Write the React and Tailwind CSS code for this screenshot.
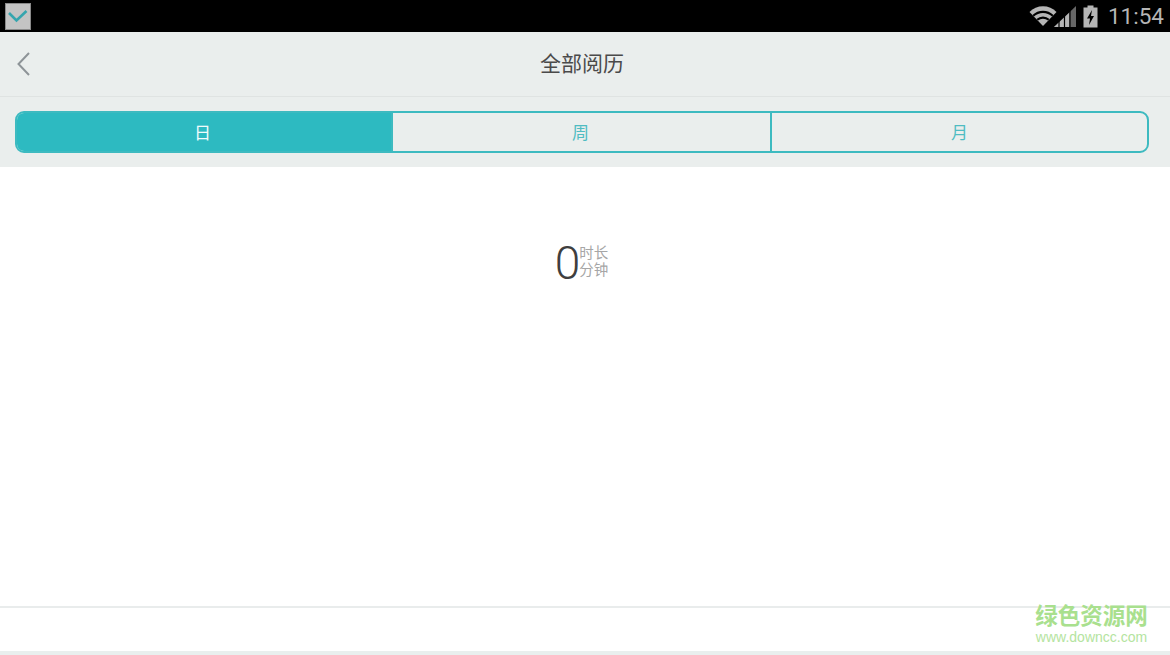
const CJK = '"Roboto","Noto Sans CJK SC",sans-serif';

function Notification() {
  return (
    <div className="ml-[5px] mt-px w-[26px] h-[27px] bg-[#c4c4c4] border border-[#8a8a8a] flex items-center justify-center">
      <svg width="20" height="14" viewBox="0 0 20 14" fill="none">
        <path d="M1 3 L8.5 10.5 L18.5 1" stroke="#35a5ae" strokeWidth="2.6" />
      </svg>
    </div>
  );
}

function StatusIcons() {
  return (
    <div className="flex items-center">
      <svg width="28" height="22" viewBox="0 0 28 22">
        <path d="M0.5 7 A19 19 0 0 1 27.5 7 L14 21 Z" fill="#b5b5b5" />
        <path d="M3.5 10 A15 15 0 0 1 24.5 10 L23 11.6 A13 13 0 0 0 5 11.6 Z" fill="#000" />
        <path d="M7.5 14 A9.5 9.5 0 0 1 20.5 14 L19 15.6 A7.5 7.5 0 0 0 9 15.6 Z" fill="#000" />
      </svg>
      <svg width="23" height="22" viewBox="0 0 23 22" className="-ml-[3px]">
        <path d="M0 22 L22 1 L22 22 Z" fill="#666" />
        <path d="M0 22 L15 8 L15 22 Z" fill="#b5b5b5" />
        <path d="M5 22 V16 M10.5 22 V11 M16 22 V5" stroke="#000" strokeWidth="1.2" />
      </svg>
      <svg width="15" height="23" viewBox="0 0 15 23" className="ml-[6px]">
        <path d="M4.5 0.5 H10.5 V2.5 H14.5 V22.5 H0.5 V2.5 H4.5 Z" fill="#b5b5b5" />
        <path d="M9 5 L4 13.5 H7 L6 20 L11 11 H8 Z" fill="#000" />
      </svg>
      <span
        className="ml-[10px] mr-[6px] text-[22.5px] leading-none text-[#b5b5b5]"
        style={{ fontFamily: '"Roboto",sans-serif' }}
      >
        11:54
      </span>
    </div>
  );
}

export default function App() {
  return (
    <div className="w-[1170px] h-[655px] relative overflow-hidden bg-white flex flex-col" style={{ fontFamily: CJK }}>
      <div className="h-8 bg-black flex items-center justify-between shrink-0">
        <Notification />
        <StatusIcons />
      </div>

      <div className="h-[65px] shrink-0 bg-[#eaeeed] border-b border-[#dfe3e2] flex items-center justify-center pr-[6px] relative">
        <svg width="16" height="26" viewBox="0 0 16 26" fill="none" className="absolute left-[16px] top-[19px]">
          <path d="M13 2 L2.5 13 L13 24" stroke="#8e9498" strokeWidth="2" />
        </svg>
        <span className="text-[21px] text-[#4a4a4a] leading-none">全部阅历</span>
      </div>

      <div className="h-[70px] shrink-0 bg-[#eaeeed] px-[15px] pt-[14px]">
        <div className="h-[42px] w-[1134px] rounded-[9px] border-2 border-[#3dbac0] flex overflow-hidden text-[17px] leading-none">
          <div className="w-[374px] bg-[#2dbac1] text-[#f0fbfb] flex items-center justify-center pt-[3px] pr-[3px]">日</div>
          <div className="w-[2px] bg-[#3dbac0]" />
          <div className="w-[377px] text-[#4fbcc2] flex items-center justify-center pt-[3px] pr-[2px]">周</div>
          <div className="w-[2px] bg-[#3dbac0]" />
          <div className="flex-1 text-[#4fbcc2] flex items-center justify-center pt-[3px]">月</div>
        </div>
      </div>

      <div className="flex-1 flex flex-col bg-white">
        <div className="h-[441px] shrink-0 border-b-2 border-[#e9ecec] flex justify-center pt-[73px]">
          <div className="flex items-center h-[44px] ml-[-7px]">
            <span className="text-[46px] leading-none text-[#3f3f3f] font-light pt-[2px]" style={{ fontFamily: '"Roboto",sans-serif' }}>0</span>
            <div className="flex flex-col text-[14.5px] leading-[17px] text-[#a6a6a6] ml-[-1px]">
              <span>时长</span>
              <span>分钟</span>
            </div>
          </div>
        </div>
        <div className="flex-1" />
        <div className="h-[4px] shrink-0 bg-[#e9efee]" />
      </div>

      <div className="absolute left-[1035px] top-[603px] flex flex-col items-center w-[113px] pointer-events-none">
        <span className="text-[22.5px] leading-[27px] font-bold text-[#a9e08e] whitespace-nowrap">绿色资源网</span>
        <span className="text-[14px] leading-[15px] text-[#b4e4a0] whitespace-nowrap" style={{ fontFamily: '"Liberation Sans",sans-serif' }}>www.downcc.com</span>
      </div>
    </div>
  );
}
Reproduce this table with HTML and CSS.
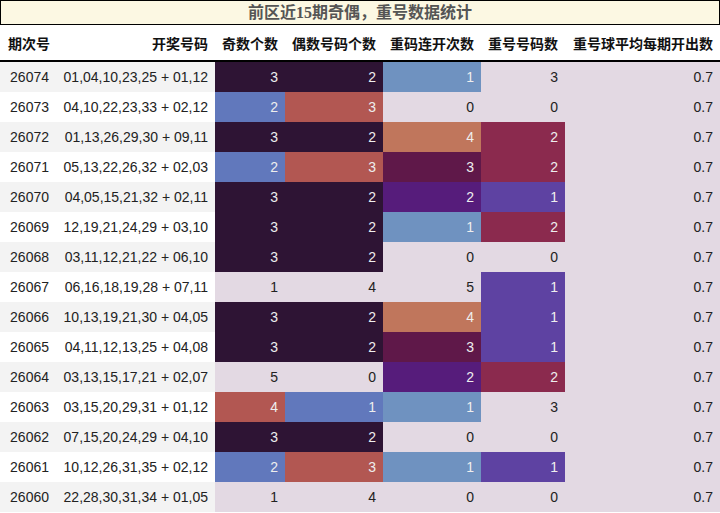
FILE: index.html
```html
<!DOCTYPE html>
<html lang="zh">
<head>
<meta charset="utf-8">
<title>前区近15期奇偶，重号数据统计</title>
<link rel="stylesheet" href="styles.css">
</head>
<body>
<div class="title">前区近15期奇偶，重号数据统计</div>
<table class="stats">
<colgroup>
<col class="w1"><col class="w2"><col class="w3"><col class="w4"><col class="w5"><col class="w6"><col class="w7">
</colgroup>
<thead>
<tr><th class="left">期次号</th><th>开奖号码</th><th>奇数个数</th><th>偶数号码个数</th><th>重码连开次数</th><th>重号号码数</th><th>重号球平均每期开出数</th></tr>
</thead>
<tbody>
<tr class="odd"><td>26074</td><td>01,04,10,23,25 + 01,12</td><td class="dk">3</td><td class="dk">2</td><td class="lb">1</td><td class="lt">3</td><td class="lt">0.7</td></tr>
<tr><td>26073</td><td>04,10,22,23,33 + 02,12</td><td class="bl">2</td><td class="rd">3</td><td class="lt">0</td><td class="lt">0</td><td class="lt">0.7</td></tr>
<tr class="odd"><td>26072</td><td>01,13,26,29,30 + 09,11</td><td class="dk">3</td><td class="dk">2</td><td class="or">4</td><td class="cr">2</td><td class="lt">0.7</td></tr>
<tr><td>26071</td><td>05,13,22,26,32 + 02,03</td><td class="bl">2</td><td class="rd">3</td><td class="mg">3</td><td class="cr">2</td><td class="lt">0.7</td></tr>
<tr class="odd"><td>26070</td><td>04,05,15,21,32 + 02,11</td><td class="dk">3</td><td class="dk">2</td><td class="pu">2</td><td class="vi">1</td><td class="lt">0.7</td></tr>
<tr><td>26069</td><td>12,19,21,24,29 + 03,10</td><td class="dk">3</td><td class="dk">2</td><td class="lb">1</td><td class="cr">2</td><td class="lt">0.7</td></tr>
<tr class="odd"><td>26068</td><td>03,11,12,21,22 + 06,10</td><td class="dk">3</td><td class="dk">2</td><td class="lt">0</td><td class="lt">0</td><td class="lt">0.7</td></tr>
<tr><td>26067</td><td>06,16,18,19,28 + 07,11</td><td class="lt">1</td><td class="lt">4</td><td class="lt">5</td><td class="vi">1</td><td class="lt">0.7</td></tr>
<tr class="odd"><td>26066</td><td>10,13,19,21,30 + 04,05</td><td class="dk">3</td><td class="dk">2</td><td class="or">4</td><td class="vi">1</td><td class="lt">0.7</td></tr>
<tr><td>26065</td><td>04,11,12,13,25 + 04,08</td><td class="dk">3</td><td class="dk">2</td><td class="mg">3</td><td class="vi">1</td><td class="lt">0.7</td></tr>
<tr class="odd"><td>26064</td><td>03,13,15,17,21 + 02,07</td><td class="lt">5</td><td class="lt">0</td><td class="pu">2</td><td class="cr">2</td><td class="lt">0.7</td></tr>
<tr><td>26063</td><td>03,15,20,29,31 + 01,12</td><td class="rd">4</td><td class="bl">1</td><td class="lb">1</td><td class="lt">3</td><td class="lt">0.7</td></tr>
<tr class="odd"><td>26062</td><td>07,15,20,24,29 + 04,10</td><td class="dk">3</td><td class="dk">2</td><td class="lt">0</td><td class="lt">0</td><td class="lt">0.7</td></tr>
<tr><td>26061</td><td>10,12,26,31,35 + 02,12</td><td class="bl">2</td><td class="rd">3</td><td class="lb">1</td><td class="vi">1</td><td class="lt">0.7</td></tr>
<tr class="odd"><td>26060</td><td>22,28,30,31,34 + 01,05</td><td class="lt">1</td><td class="lt">4</td><td class="lt">0</td><td class="lt">0</td><td class="lt">0.7</td></tr>
</tbody>
</table>
</body>
</html>
```

FILE: styles.css
```css
html, body {
  margin: 0;
  padding: 0;
  background: #ffffff;
}

body {
  font-family: "Liberation Sans", "Noto Sans CJK SC", sans-serif;
  width: 720px;
}

.title {
  box-sizing: border-box;
  height: 25px;
  border: 1px solid #000;
  background: #fcf8e3;
  color: #555;
  font-family: "Liberation Serif", "Noto Sans CJK SC", serif;
  font-weight: bold;
  font-size: 16px;
  line-height: 23px;
  text-align: center;
}

.stats {
  width: 720px;
  table-layout: fixed;
  border-collapse: collapse;
  border-spacing: 0;
  font-size: 14px;
  color: #222;
}

.w1 { width: 56px; }
.w2 { width: 159px; }
.w3 { width: 70px; }
.w4 { width: 98px; }
.w5 { width: 98px; }
.w6 { width: 84px; }
.w7 { width: 155px; }

.stats th {
  height: 35px;
  padding: 0 7px;
  text-align: right;
  font-family: "Noto Sans CJK SC", sans-serif;
  font-weight: bold;
  font-size: 14px;
  color: #111;
  border-bottom: 2px solid #000;
  white-space: nowrap;
}

.stats th.left {
  text-align: left;
  padding-left: 8px;
}

.stats td {
  height: 30px;
  padding: 0 7px;
  text-align: right;
  white-space: nowrap;
  line-height: 30px;
}

.stats tbody tr {
  background: #ffffff;
}

.stats tbody tr.odd {
  background: #f3f3f3;
}

.stats td.lt { background: #e3d9e3; color: #222; }
.stats td.dk { background: #2e1434; color: #eee; }
.stats td.bl { background: #6178bc; color: #eee; }
.stats td.rd { background: #b25752; color: #eee; }
.stats td.lb { background: #6f92c0; color: #eee; }
.stats td.or { background: #c0765c; color: #eee; }
.stats td.mg { background: #5f1849; color: #eee; }
.stats td.pu { background: #561c7b; color: #eee; }
.stats td.vi { background: #5e42a2; color: #eee; }
.stats td.cr { background: #8b2a4e; color: #eee; }
```
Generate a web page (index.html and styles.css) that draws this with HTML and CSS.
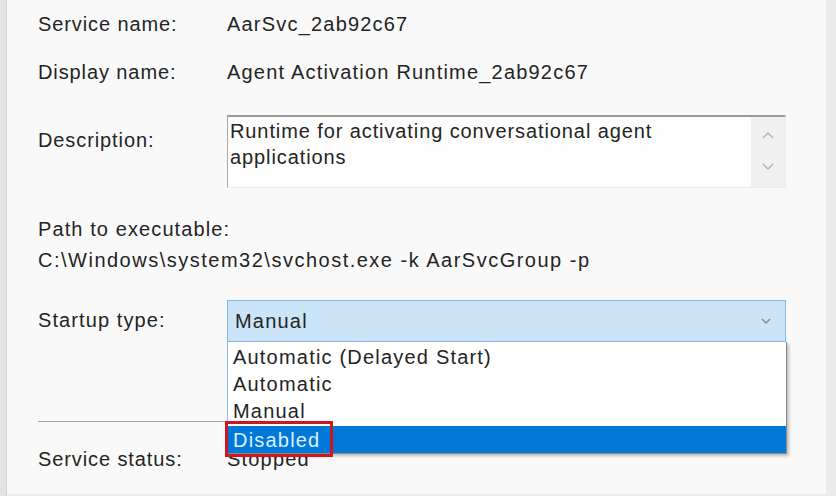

WHAT IS BEING ASKED ▸
Identify the lines that hold the word "styles". Copy every one of them.

RESULT FOR THIS TASK ▸
<link rel="stylesheet" href="styles.css">
FILE: styles.css
Generate a web page (index.html and styles.css) that draws this with HTML and CSS.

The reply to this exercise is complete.